Существует только один-единственный догмат, одна-единственная моральная основа для людей - свобода, а посему вся организация общественной жизни должна быть построена в соответствии с этим принципом. Такой идеал и означал, по Бакунину, анархию. По существу же речь шла не о чем ином, как о коммунистическом строе.
.
К. Маркс, обрушиваясь с критикой на бакунистов, писал:
"Анархия - вот боевой конь их учителя Бакунина, заимствовавшего из социалистических систем одни лишь ярлыки. Все социалисты понимают под анархией следующее: после того как цель пролетарского движения - уничтожение классов - достигнута, государственная власть, существующая для того, чтобы держать огромное большинство общества, состоящее из производителей, под гнетом незначительного эксплуататорского меньшинства, исчезает, и правительственные функции превращаются в простые административные функции".

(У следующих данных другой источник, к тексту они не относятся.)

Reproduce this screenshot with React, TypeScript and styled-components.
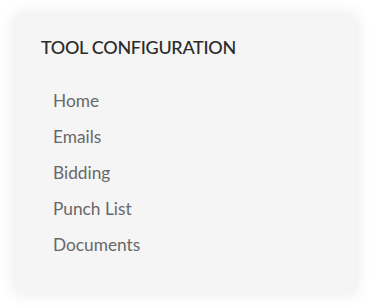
import React from "react";
import styled, { createGlobalStyle } from "styled-components";

const GlobalStyle = createGlobalStyle`
  body {
    margin: 0;
    background: #ffffff;
    font-family: Lato, "Open Sans", sans-serif;
  }
`;

const Page = styled.div`
  padding: 15px;
`;

const Card = styled.section`
  width: 341px;
  box-sizing: border-box;
  padding: 21px 26px 30px;
  background: #f5f5f5;
  border-radius: 4px;
  box-shadow: 0 0 16px rgba(0, 0, 0, 0.1);
`;

const Title = styled.h2`
  margin: 0;
  font-size: 18px;
  line-height: 22px;
  font-weight: 500;
  color: #2b2b2b;
  text-transform: uppercase;
  letter-spacing: -0.3px;
`;

const Menu = styled.ul`
  list-style: none;
  margin: 25px 0 0;
  padding: 0 0 0 12px;
`;

const MenuItem = styled.li`
  font-size: 17.3px;
  line-height: 36px;
  color: #686868;
  cursor: pointer;
`;

const items = ["Home", "Emails", "Bidding", "Punch List", "Documents"];

export default function App() {
  return (
    <>
      <GlobalStyle />
      <Page>
        <Card>
          <Title>Tool Configuration</Title>
          <Menu>
            {items.map((item) => (
              <MenuItem key={item}>{item}</MenuItem>
            ))}
          </Menu>
        </Card>
      </Page>
    </>
  );
}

Вся разница в понимании анархии, или коммунизма, у Маркса и Бакунина сводилась фактически к тому, что для первого безгосударственное устройство мыслилось как следствие революционного преобразования общества, а для второго - как первичная и непосредственная задача (этап) самой социальной революции.
И Маркс, и Бакунин видели гуманистическую сторону своего идеала в стремлении к изживанию в будущем государства и переходе к самоуправлению. Расхождение касалось не содержания, а путей и скорости достижения цели. Для Бакунина был возможен и желателен простой скачок от классов и государства к бесклассовому и безгосударственному обществу. Маркс зло высмеивал эту наивную утопию, рассчитанную на то, чтобы "одним махом перескочить в анархистско-коммунистически-атеистический рай".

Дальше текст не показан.